→ **Work required**
Pull out every line below holding the word "code".

→ **Entries from a dataset**

+ + + + +

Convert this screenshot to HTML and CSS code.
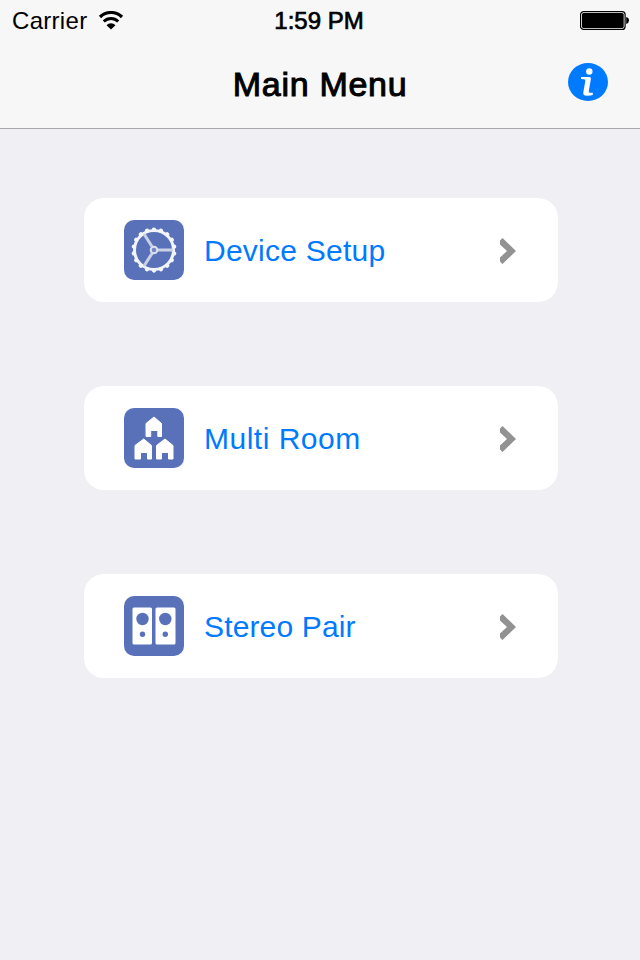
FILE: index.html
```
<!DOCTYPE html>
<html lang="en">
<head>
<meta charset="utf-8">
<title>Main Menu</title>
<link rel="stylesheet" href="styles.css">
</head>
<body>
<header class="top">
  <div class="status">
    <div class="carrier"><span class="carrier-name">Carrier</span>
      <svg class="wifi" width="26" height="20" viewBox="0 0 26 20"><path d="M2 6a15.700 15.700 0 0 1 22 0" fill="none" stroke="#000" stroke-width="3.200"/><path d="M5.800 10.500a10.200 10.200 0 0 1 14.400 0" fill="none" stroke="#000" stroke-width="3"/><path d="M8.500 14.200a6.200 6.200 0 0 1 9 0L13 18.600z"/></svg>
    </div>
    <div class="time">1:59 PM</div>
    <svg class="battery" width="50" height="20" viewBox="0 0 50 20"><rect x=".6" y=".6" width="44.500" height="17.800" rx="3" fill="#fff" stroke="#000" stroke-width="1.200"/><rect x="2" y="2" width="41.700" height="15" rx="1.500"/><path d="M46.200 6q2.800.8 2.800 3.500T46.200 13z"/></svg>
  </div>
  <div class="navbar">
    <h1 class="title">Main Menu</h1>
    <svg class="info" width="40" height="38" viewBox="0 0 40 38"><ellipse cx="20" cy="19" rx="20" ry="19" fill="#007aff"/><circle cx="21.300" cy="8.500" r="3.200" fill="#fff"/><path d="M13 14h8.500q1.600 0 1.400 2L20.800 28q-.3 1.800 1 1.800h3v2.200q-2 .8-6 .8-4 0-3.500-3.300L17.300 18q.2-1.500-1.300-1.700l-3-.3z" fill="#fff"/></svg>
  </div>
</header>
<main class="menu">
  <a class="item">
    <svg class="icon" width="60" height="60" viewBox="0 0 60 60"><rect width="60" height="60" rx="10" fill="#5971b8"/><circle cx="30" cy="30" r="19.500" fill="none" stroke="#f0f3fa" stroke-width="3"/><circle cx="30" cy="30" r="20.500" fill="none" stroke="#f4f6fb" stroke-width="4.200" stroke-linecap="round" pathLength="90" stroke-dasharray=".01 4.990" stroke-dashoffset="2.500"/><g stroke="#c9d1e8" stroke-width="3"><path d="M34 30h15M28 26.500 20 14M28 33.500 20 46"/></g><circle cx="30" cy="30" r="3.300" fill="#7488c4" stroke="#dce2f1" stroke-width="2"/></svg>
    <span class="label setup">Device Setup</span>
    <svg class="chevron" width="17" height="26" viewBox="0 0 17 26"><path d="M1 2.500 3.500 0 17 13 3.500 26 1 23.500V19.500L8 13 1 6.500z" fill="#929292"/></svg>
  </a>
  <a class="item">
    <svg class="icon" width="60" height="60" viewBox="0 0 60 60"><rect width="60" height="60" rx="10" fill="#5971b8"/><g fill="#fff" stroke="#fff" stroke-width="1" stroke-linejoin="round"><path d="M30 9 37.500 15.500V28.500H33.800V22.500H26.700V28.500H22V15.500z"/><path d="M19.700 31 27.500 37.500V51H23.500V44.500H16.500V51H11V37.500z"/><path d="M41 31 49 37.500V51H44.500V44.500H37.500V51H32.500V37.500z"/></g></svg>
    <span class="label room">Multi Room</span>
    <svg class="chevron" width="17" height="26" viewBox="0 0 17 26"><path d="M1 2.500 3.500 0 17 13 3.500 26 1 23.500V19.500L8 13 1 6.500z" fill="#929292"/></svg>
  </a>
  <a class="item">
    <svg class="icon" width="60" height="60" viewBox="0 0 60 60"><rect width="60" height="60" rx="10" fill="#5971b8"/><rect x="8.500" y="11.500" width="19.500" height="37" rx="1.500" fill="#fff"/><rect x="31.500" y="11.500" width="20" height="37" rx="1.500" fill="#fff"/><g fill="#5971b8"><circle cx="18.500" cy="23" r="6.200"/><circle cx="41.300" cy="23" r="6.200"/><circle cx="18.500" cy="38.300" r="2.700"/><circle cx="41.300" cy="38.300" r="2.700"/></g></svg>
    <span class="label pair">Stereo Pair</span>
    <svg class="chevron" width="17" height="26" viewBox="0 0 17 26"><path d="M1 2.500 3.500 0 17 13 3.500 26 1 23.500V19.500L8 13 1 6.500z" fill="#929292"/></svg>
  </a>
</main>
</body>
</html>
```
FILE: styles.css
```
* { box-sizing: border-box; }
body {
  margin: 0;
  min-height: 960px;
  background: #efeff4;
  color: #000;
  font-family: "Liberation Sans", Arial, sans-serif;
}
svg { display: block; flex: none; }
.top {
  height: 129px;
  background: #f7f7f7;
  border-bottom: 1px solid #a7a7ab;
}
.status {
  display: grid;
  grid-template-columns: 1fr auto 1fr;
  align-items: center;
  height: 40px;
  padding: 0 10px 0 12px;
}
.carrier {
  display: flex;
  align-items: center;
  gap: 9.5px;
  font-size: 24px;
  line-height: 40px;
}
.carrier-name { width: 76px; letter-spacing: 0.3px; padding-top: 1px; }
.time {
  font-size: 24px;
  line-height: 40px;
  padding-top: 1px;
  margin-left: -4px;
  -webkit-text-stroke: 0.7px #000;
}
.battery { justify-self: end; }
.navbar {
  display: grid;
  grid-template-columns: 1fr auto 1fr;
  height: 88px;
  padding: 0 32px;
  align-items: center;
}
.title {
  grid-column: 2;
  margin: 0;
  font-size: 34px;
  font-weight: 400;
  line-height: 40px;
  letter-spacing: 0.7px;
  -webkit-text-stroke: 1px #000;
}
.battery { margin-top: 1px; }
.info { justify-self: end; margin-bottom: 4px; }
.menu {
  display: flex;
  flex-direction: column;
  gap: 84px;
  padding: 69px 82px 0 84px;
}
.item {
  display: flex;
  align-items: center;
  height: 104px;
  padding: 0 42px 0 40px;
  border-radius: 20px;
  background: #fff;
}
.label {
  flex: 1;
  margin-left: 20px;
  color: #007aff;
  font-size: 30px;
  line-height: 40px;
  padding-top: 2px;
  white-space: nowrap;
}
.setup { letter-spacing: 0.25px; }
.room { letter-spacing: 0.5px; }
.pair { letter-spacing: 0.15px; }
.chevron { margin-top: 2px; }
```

+ + + + +

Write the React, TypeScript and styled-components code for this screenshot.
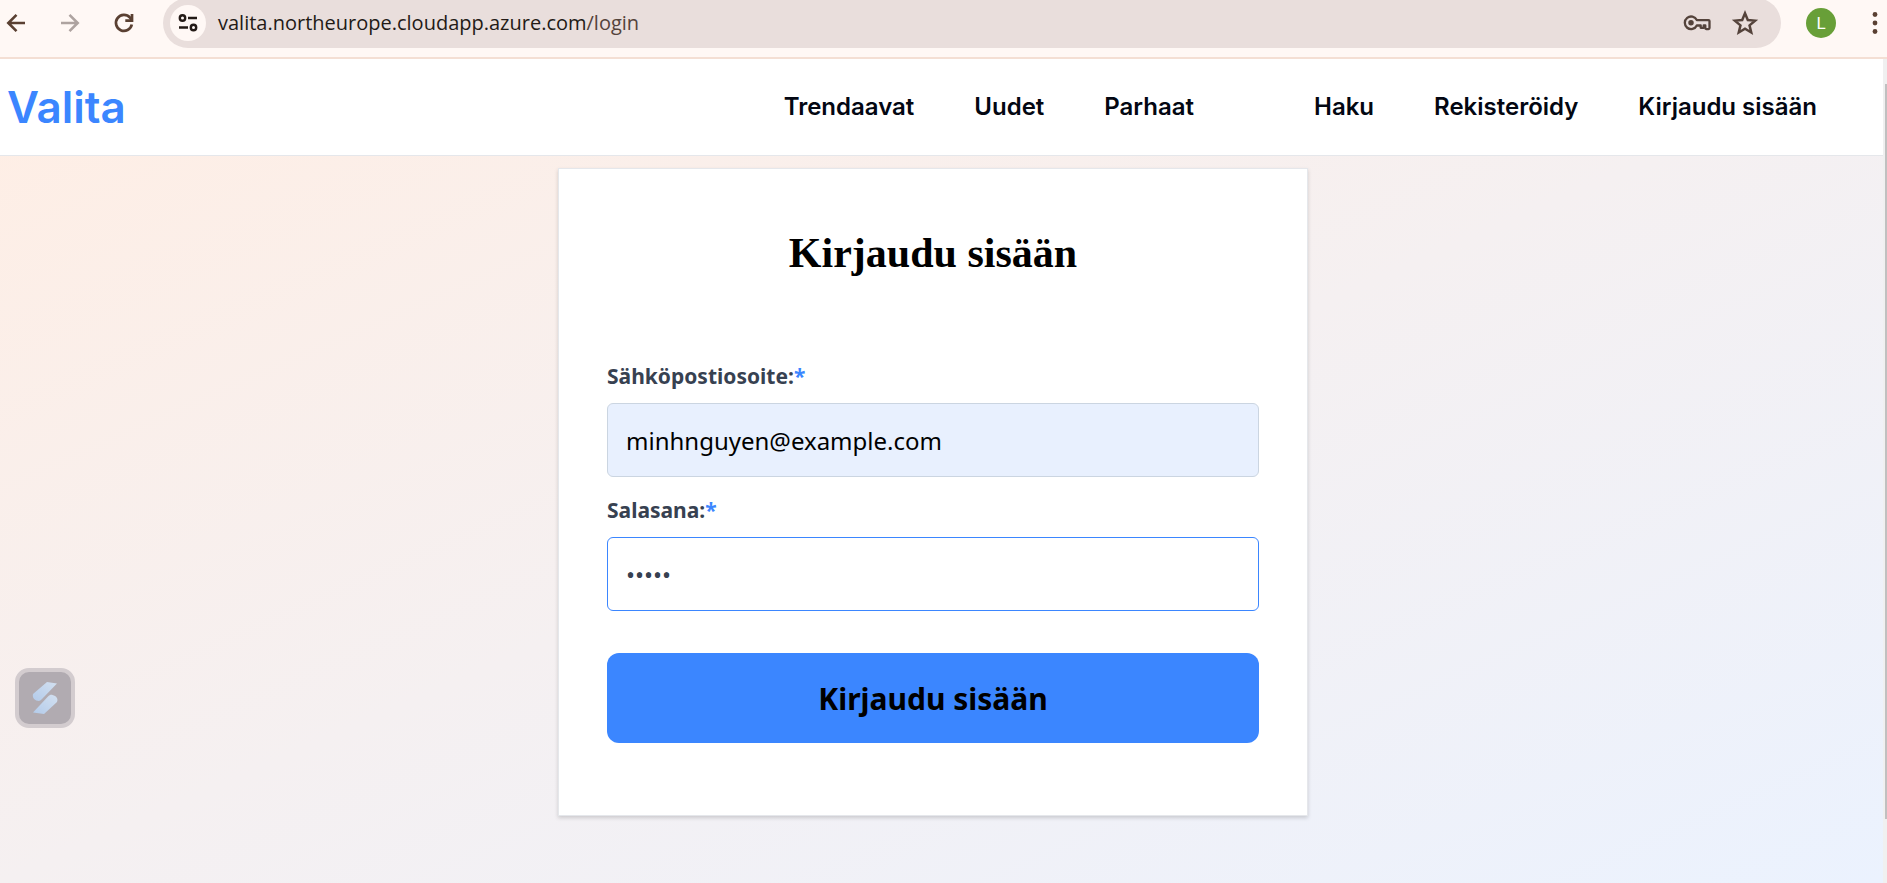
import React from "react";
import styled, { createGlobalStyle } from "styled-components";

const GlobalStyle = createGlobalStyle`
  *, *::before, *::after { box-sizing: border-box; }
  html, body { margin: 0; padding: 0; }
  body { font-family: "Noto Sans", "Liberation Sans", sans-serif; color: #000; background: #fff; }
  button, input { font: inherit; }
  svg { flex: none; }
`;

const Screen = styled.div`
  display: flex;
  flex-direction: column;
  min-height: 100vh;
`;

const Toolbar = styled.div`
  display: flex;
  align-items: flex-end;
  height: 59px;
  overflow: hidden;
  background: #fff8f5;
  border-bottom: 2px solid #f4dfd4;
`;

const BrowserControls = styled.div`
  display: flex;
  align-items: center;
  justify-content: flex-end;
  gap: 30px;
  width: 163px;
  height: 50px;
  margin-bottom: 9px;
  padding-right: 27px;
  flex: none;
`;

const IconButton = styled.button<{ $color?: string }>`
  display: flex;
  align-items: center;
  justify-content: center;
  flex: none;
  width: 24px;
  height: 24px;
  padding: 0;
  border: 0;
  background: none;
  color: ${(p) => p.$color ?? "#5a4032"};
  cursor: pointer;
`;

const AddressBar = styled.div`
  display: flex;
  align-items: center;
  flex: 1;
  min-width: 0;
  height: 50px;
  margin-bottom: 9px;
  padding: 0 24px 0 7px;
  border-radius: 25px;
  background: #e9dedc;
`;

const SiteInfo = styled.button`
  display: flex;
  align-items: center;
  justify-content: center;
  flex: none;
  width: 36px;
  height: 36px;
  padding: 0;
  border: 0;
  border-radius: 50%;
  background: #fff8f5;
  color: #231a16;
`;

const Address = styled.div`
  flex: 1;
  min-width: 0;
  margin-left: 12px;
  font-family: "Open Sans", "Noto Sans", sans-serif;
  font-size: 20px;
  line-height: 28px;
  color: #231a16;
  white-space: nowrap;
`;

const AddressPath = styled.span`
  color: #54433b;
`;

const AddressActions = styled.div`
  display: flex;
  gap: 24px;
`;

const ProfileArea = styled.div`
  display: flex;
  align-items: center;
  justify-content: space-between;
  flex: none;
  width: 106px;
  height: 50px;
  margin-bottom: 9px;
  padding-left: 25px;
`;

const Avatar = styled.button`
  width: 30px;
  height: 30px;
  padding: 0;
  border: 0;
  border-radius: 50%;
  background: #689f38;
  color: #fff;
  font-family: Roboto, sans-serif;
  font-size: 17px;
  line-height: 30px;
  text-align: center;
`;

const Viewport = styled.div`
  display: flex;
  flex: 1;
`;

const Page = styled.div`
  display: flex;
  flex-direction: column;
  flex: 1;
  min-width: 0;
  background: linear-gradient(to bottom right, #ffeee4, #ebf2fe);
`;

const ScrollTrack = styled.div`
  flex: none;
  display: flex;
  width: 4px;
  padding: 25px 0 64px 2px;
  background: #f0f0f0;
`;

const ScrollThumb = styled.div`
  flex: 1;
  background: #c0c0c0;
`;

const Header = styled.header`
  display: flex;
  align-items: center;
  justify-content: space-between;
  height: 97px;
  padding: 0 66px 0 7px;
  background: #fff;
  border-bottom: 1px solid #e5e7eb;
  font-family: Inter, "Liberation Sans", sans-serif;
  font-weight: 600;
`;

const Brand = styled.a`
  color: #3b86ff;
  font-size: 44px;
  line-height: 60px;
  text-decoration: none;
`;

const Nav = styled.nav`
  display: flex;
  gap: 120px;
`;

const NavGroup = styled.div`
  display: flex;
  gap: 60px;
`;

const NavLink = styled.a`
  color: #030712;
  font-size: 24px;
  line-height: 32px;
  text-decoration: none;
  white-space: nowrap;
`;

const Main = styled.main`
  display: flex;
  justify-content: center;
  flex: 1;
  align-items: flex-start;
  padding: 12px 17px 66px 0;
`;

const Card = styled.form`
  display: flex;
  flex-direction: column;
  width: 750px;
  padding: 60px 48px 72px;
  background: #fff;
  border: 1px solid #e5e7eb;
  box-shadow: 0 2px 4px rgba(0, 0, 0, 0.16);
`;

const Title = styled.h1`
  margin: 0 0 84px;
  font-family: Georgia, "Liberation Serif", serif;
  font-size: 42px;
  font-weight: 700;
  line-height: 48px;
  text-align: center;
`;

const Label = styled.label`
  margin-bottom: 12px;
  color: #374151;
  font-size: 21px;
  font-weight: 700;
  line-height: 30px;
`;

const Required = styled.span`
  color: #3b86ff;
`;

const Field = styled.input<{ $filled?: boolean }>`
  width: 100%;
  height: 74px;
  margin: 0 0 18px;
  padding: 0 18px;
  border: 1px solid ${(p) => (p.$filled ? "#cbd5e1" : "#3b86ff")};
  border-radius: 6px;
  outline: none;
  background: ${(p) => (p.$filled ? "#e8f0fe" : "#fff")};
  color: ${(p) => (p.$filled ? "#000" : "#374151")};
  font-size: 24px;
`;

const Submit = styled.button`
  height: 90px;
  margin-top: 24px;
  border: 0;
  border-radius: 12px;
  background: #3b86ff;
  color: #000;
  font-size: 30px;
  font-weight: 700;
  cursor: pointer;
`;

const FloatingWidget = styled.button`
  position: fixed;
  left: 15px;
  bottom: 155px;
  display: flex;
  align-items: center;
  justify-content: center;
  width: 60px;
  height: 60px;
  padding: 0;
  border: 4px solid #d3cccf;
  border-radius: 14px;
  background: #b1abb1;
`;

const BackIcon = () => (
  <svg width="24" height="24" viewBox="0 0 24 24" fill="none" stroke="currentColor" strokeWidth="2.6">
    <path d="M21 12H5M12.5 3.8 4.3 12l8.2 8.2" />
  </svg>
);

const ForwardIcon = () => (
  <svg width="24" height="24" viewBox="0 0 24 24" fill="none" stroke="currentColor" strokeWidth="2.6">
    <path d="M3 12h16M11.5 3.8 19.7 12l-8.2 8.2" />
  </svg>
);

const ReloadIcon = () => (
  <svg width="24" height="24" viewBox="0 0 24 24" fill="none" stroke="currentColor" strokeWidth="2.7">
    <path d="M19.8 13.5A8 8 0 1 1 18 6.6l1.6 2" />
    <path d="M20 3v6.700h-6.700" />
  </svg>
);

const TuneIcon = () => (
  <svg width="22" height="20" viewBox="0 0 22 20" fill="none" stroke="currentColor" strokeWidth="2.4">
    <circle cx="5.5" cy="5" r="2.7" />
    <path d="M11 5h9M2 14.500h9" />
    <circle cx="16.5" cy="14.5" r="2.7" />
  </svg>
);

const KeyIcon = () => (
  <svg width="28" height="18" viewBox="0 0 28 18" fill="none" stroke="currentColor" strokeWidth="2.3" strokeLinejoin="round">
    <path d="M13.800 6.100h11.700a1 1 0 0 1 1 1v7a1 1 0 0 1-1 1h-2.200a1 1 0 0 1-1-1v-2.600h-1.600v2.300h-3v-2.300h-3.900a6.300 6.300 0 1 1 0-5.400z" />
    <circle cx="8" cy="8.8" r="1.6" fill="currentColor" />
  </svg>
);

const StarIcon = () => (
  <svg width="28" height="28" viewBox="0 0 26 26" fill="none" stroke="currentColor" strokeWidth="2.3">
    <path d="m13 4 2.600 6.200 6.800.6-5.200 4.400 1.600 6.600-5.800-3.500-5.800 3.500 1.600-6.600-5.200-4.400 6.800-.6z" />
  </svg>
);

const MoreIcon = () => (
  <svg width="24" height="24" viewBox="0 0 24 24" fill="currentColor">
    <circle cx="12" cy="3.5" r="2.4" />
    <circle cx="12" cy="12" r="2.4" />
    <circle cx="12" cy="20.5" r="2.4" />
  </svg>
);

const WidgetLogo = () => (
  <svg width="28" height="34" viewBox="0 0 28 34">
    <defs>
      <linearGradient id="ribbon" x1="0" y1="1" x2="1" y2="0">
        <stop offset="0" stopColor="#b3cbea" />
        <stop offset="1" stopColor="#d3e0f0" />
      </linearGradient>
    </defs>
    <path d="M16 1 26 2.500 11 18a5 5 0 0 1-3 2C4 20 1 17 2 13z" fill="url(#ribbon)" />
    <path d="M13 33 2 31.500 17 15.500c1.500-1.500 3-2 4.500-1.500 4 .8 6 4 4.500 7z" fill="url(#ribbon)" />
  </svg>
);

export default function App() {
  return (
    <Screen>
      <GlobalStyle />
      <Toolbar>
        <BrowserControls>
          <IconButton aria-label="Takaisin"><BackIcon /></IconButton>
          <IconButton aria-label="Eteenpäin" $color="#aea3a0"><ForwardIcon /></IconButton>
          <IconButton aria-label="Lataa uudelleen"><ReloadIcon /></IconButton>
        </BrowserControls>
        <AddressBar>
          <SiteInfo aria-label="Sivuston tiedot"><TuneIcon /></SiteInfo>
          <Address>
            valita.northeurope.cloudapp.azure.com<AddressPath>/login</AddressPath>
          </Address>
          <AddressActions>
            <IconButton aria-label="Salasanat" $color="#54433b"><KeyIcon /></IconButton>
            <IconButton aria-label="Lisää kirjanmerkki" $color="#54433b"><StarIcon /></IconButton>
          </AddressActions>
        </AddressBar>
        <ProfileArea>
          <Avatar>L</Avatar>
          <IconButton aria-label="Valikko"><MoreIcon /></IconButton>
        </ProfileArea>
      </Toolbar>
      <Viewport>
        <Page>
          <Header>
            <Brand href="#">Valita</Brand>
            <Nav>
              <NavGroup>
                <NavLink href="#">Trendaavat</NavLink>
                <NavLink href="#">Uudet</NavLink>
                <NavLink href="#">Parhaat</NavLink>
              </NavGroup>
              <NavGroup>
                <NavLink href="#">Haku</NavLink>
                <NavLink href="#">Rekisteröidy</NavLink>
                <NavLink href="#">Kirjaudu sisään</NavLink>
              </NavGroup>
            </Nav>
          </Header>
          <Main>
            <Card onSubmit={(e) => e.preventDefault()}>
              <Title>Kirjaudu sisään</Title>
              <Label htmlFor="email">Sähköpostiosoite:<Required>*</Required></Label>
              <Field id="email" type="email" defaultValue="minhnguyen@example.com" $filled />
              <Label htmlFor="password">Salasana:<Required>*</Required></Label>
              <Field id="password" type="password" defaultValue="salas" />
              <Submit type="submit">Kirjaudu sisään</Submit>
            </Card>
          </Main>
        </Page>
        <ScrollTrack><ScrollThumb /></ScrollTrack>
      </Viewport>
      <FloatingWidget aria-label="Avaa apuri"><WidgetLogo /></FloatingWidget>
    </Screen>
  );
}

+ + + + +

→ **Final result**
Convert this screenshot to HTML and CSS code.
Write the React, TypeScript and styled-components code for this screenshot.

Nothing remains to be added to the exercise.